Peterson: So what is President Obama’s legacy among African Americans? What will they remember him for?
Kaplan: From day one, since he got elected, his picture went right up there next to Martin Luther King’s, Malcolm X’s, Harriet Tubman, I’ve seen it all over town and I’ve seen these images in other places so immediately we put him in that pantheon of historical Black people who are very important, who will always just have a place in our history, in our psyche, more importantly in our psyche, as someone who is saying to us, “Yes, you can.” He is very, very much part of that pantheon of important Black folks. In fact, I say in the book, I have a neighbor who, for eight years, has had a picture of Obama in her window. Never comes down, it’s always there.
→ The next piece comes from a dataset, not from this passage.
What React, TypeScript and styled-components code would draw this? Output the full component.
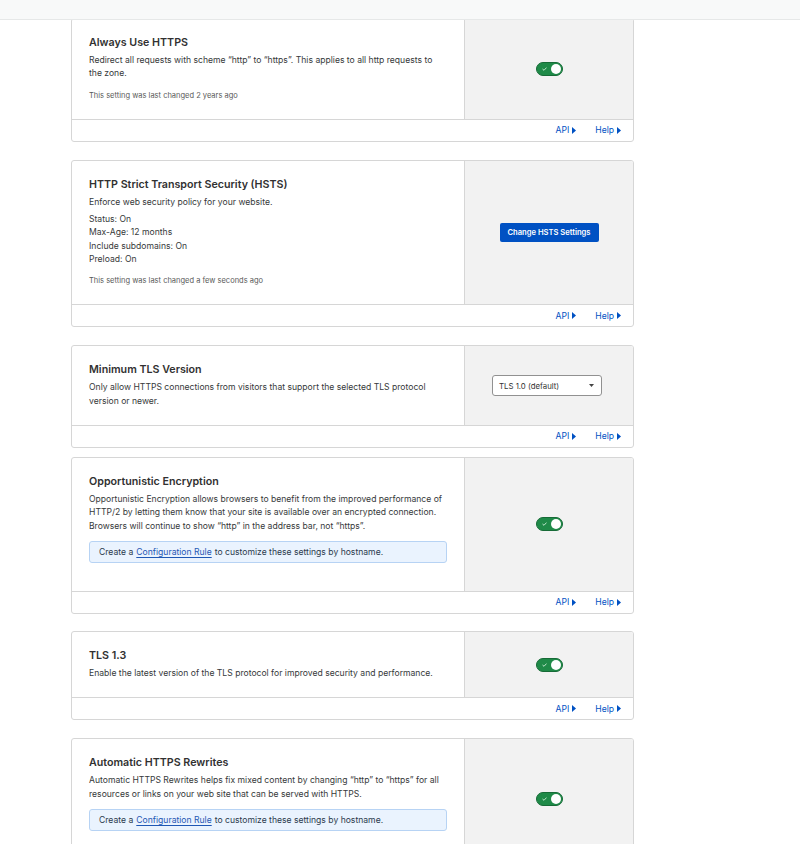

Peterson: Kaplan says that it’s a reminder that the president is “living Black history,” and we should honor it and not forget the strides Barack Obama has made for African Americans and the country. You can read up on what the president means to Black Americans and our nation’s history in Erin Aubry Kaplan’s book, I (heart) Obama, available in stores and online. She also invites listeners to visit her website at erinaubrykaplan.net. For more information about all of our guests log on to our site at Viewpointsonline.net. You can find archives of past programs there and on iTunes and Stitcher. Our show is written and produced by Pat Reuter. Our production directors are Sean Waldron and Reed Pence. I’m Marty Peterson.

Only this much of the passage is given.